As Brian Kernighan, said in one of his lectures, which I accidentally saw last week, writing a language for a specific task can help in solving that problem very well than writing a general purpose language every time which will include all the unwanted and complex constructs. These undesirable features in a general purpose language will only slow down the process of problem solving rather than helping to solve it efficiently.

AWK has solved the problem of text processing very efficiently, with many of the commonly used program patterns coded into the language itself. Thus we don’t have to go behind solving all the problems that is in front of us and just focus on the core things that are needed.

The need to parse the files line by line and execute some kind of common code pattern is very usual in text processing tasks. This is very neatly implemented in the language. The programmer just has to write only what the repeating code pattern is.
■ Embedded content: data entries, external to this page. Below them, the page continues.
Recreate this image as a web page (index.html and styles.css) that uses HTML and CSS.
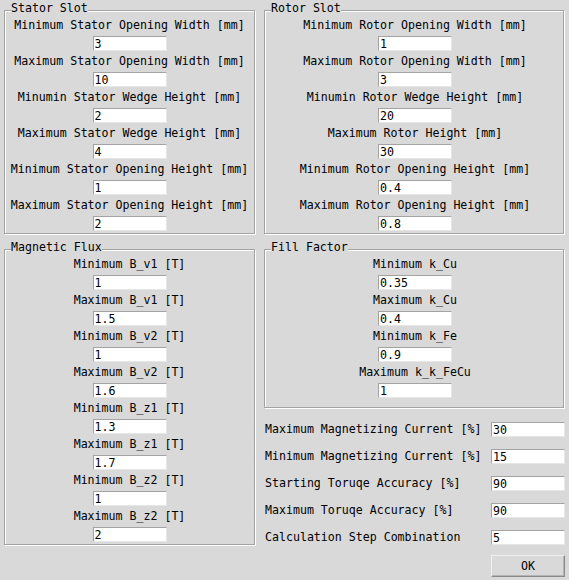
FILE: index.html
```html
<!DOCTYPE html>
<html>
<head>
<meta charset="utf-8">
<title>Parameters</title>
<link rel="stylesheet" href="styles.css">
</head>
<body>
<div class="app">
  <section class="group">
    <span class="title">Stator Slot</span>
    <div class="label">Minimum Stator Opening Width [mm]</div><input class="entry" value="3">
    <div class="label">Maximum Stator Opening Width [mm]</div><input class="entry" value="10">
    <div class="label">Minumin Stator Wedge Height [mm]</div><input class="entry" value="2">
    <div class="label">Maximum Stator Wedge Height [mm]</div><input class="entry" value="4">
    <div class="label">Minimum Stator Opening Height [mm]</div><input class="entry" value="1">
    <div class="label">Maximum Stator Opening Height [mm]</div><input class="entry" value="2">
  </section>
  <section class="group group-right">
    <span class="title">Rotor Slot</span>
    <div class="label">Minimum Rotor Opening Width [mm]</div><input class="entry" value="1">
    <div class="label">Maximum Rotor Opening Width [mm]</div><input class="entry" value="3">
    <div class="label">Minumin Rotor Wedge Height [mm]</div><input class="entry" value="20">
    <div class="label">Maximum Rotor Height [mm]</div><input class="entry" value="30">
    <div class="label">Minimum Rotor Opening Height [mm]</div><input class="entry" value="0.4">
    <div class="label">Maximum Rotor Opening Height [mm]</div><input class="entry" value="0.8">
  </section>
  <section class="group">
    <span class="title">Magnetic Flux</span>
    <div class="label">Minimum B_v1 [T]</div><input class="entry" value="1">
    <div class="label">Maximum B_v1 [T]</div><input class="entry" value="1.5">
    <div class="label">Minimum B_v2 [T]</div><input class="entry" value="1">
    <div class="label">Maximum B_v2 [T]</div><input class="entry" value="1.6">
    <div class="label">Minimum B_z1 [T]</div><input class="entry" value="1.3">
    <div class="label">Maximum B_z1 [T]</div><input class="entry" value="1.7">
    <div class="label">Minimum B_z2 [T]</div><input class="entry" value="1">
    <div class="label">Maximum B_z2 [T]</div><input class="entry" value="2">
  </section>
  <div class="side">
    <section class="group group-right fill">
      <span class="title">Fill Factor</span>
      <div class="label">Minimum k_Cu</div><input class="entry" value="0.35">
      <div class="label">Maximum k_Cu</div><input class="entry" value="0.4">
      <div class="label">Minimum k_Fe</div><input class="entry" value="0.9">
      <div class="label">Maximum k_k_FeCu</div><input class="entry" value="1">
    </section>
    <div class="params">
      <div class="row"><span class="row-label">Maximum Magnetizing Current [%]</span><input class="entry" value="30"></div>
      <div class="row"><span class="row-label">Minimum Magnetizing Current [%]</span><input class="entry" value="15"></div>
      <div class="row"><span class="row-label">Starting Toruqe Accuracy [%]</span><input class="entry" value="90"></div>
      <div class="row"><span class="row-label">Maximum Toruqe Accuracy [%]</span><input class="entry" value="90"></div>
      <div class="row"><span class="row-label">Calculation Step Combination</span><input class="entry" value="5"></div>
    </div>
    <button class="ok">OK</button>
  </div>
</div>
</body>
</html>
```

FILE: styles.css
```css
* { box-sizing: border-box; }
html, body { margin: 0; padding: 0; }
body {
  background: #d9d9d9;
  font-family: "DejaVu Sans Mono", monospace;
  font-size: 11.6px;
  color: #000;
  width: 569px;
  height: 580px;
  overflow: hidden;
}
.app {
  display: grid;
  grid-template-columns: 252px 301px;
  column-gap: 8px;
  row-gap: 14px;
  padding: 10px 4px 0 4px;
  align-items: start;
}
.group {
  position: relative;
  border: 1px solid #a3a3a3;
  box-shadow: 1px 1px 0 #fff, inset 1px 1px 0 #fff;
  margin: 0 1px 1px 0;
  padding: 4px 0 2px 0;
  display: flex;
  flex-direction: column;
  align-items: center;
}
.group-right { padding-left: 2px; }
.fill { padding-bottom: 9px; }
.title {
  position: absolute;
  left: 6px;
  top: -9px;
  line-height: 13px;
  background: #d9d9d9;
  white-space: pre;
}
.label {
  height: 21px;
  line-height: 21px;
  white-space: pre;
  text-align: center;
}
.entry {
  display: block;
  width: 74px;
  height: 15px;
  margin: 0;
  border: 1px solid;
  border-color: #a3a3a3 #e6e6e6 #e6e6e6 #a3a3a3;
  background: #fff;
  font: inherit;
  color: #000;
  line-height: 13px;
  padding: 0 1px;
  outline: none;
}
.side {
  display: flex;
  flex-direction: column;
}
.params {
  margin-top: 13px;
  display: flex;
  flex-direction: column;
  gap: 12px;
}
.row {
  display: flex;
  justify-content: space-between;
  align-items: center;
  height: 15px;
}
.row-label {
  line-height: 15px;
  white-space: pre;
  padding-left: 1px;
}
.ok {
  align-self: flex-end;
  margin-top: 10px;
  width: 74px;
  height: 22px;
  padding: 0;
  font: inherit;
  color: #000;
  background: #d9d9d9;
  border: 1px solid;
  border-color: #f0f0f0 #8a8a8a #8a8a8a #f0f0f0;
  box-shadow: inset -1px -1px 0 #b5b5b5;
}
```
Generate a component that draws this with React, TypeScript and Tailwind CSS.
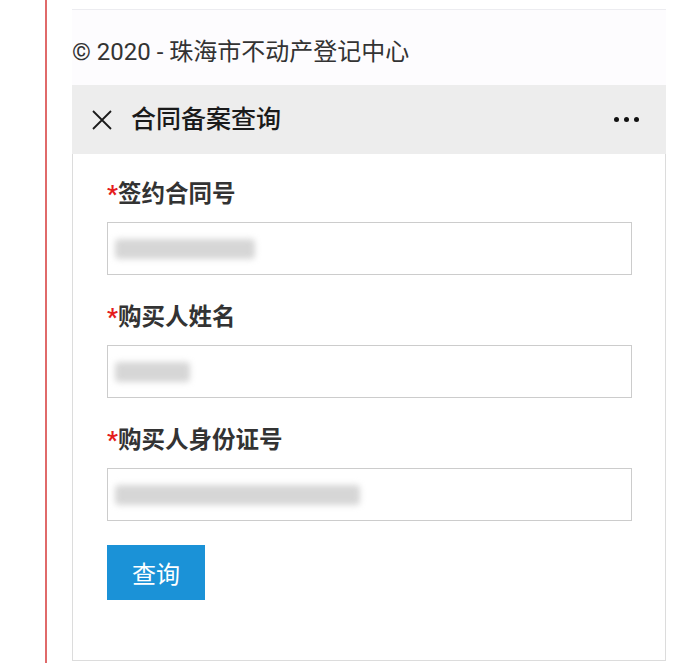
import React from 'react';

const fields = [
  { label: '签约合同号', blur: 'w-[140px]' },
  { label: '购买人姓名', blur: 'w-[75px]' },
  { label: '购买人身份证号', blur: 'w-[245px]' },
];

const App: React.FC = () => {
  return (
    <div className="min-h-[663px] bg-white flex font-['Roboto','Noto_Sans_CJK_SC',sans-serif]">
      <div className="w-[45px] shrink-0" />
      <div className="flex-1 border-l-2 border-[#e06a6a] pl-[25px] pr-[34px]">
        <div className="h-[9px] bg-white" />
        <div className="border-t border-[#ececf0] bg-[#fdfcfe] h-[76px] flex items-center pt-[8px]">
          <p className="text-[24px] text-[#333] leading-none">© 2020 - 珠海市不动产登记中心</p>
        </div>

        {/* title bar */}
        <div className="h-[69px] bg-[#ededed] flex items-center pl-[19px] pr-[27px]">
          <svg width="22" height="22" viewBox="0 0 22 22" className="shrink-0">
            <path d="M2 2 L20 20 M20 2 L2 20" stroke="#1a1a1a" strokeWidth="1.8" fill="none" />
          </svg>
          <h1 className="ml-[18px] text-[25px] font-medium text-[#1a1a1a] leading-none">合同备案查询</h1>
          <div className="ml-auto flex gap-[5px]">
            <span className="w-[5px] h-[5px] rounded-full bg-[#111]" />
            <span className="w-[5px] h-[5px] rounded-full bg-[#111]" />
            <span className="w-[5px] h-[5px] rounded-full bg-[#111]" />
          </div>
        </div>

        {/* form card */}
        <div className="border border-t-0 border-[#dcdcdc] pl-[34px] pr-[33px] pt-[25px] pb-[60px]">
          {fields.map((f, i) => (
            <div key={f.label} className={i > 0 ? 'mt-[27px]' : ''}>
              <label className="block h-[30px] leading-[30px] text-[23.5px] font-bold text-[#333]">
                <span className="text-[#e51c1c] text-[24px]">*</span>
                {f.label}
              </label>
              <div className="mt-[13px] h-[53px] border border-[#cccccc] bg-white flex items-center pl-[7px]">
                <div className={`${f.blur} h-[20px] bg-[#d6d6d6] blur-[3px] rounded-sm`} />
              </div>
            </div>
          ))}
          <button className="mt-[24px] w-[98px] h-[55px] bg-[#1b92d7] text-white text-[24px] font-['Noto_Sans_CJK_SC',sans-serif]">
            查询
          </button>
        </div>
      </div>
    </div>
  );
};

export default App;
Each line can be broken down into columns - this by default uses space as a field separator. The field separators can also be changed.

As Mr.Kernighan said, if there is only one class that you can teach him data structures, then teach him associated arrays. This data structure has been used in AWK. It helps in maintaining a status of everything that we had done during our processing stage, and this status list can be utilized during the final consolidating stage.

Now coming back to the point what I was talking about…
Below given is the script that I had written to take the input as a list of two member set in a file, where the first member is the count and the second element is the identifier for each item. The script will print out the identifier and the horizontal bar graph for the entire list of items. I had to do a normalization for the values in count field, since the range of values may not be that predictable.

awk 'BEGIN \
     { min = -1 } \
     { if (min == -1) { min = $1} else if (min > $1) {min = $1}; \
       if (max < $1) max = $1; normal_count[$2] = $1; \
       sum += $1 \
     } \
     END \
     { diff = max - min; \
       for (i in normal_count) { normal_count[i] = (normal_count[i] - min)*100/diff; printf "%3d ", i; \
         for ( j=0; j<normal_count[i]; j++ ) \
         { printf "="; } print ""; \
         } \
     }' input | less

NOTE1: Thank you Ashwin for reading the first draft of this post.

NOTE2: Mostly all the points mentioned are taken directly from the lecture mentioned above.

NOTE3: I may have to rewrite the article.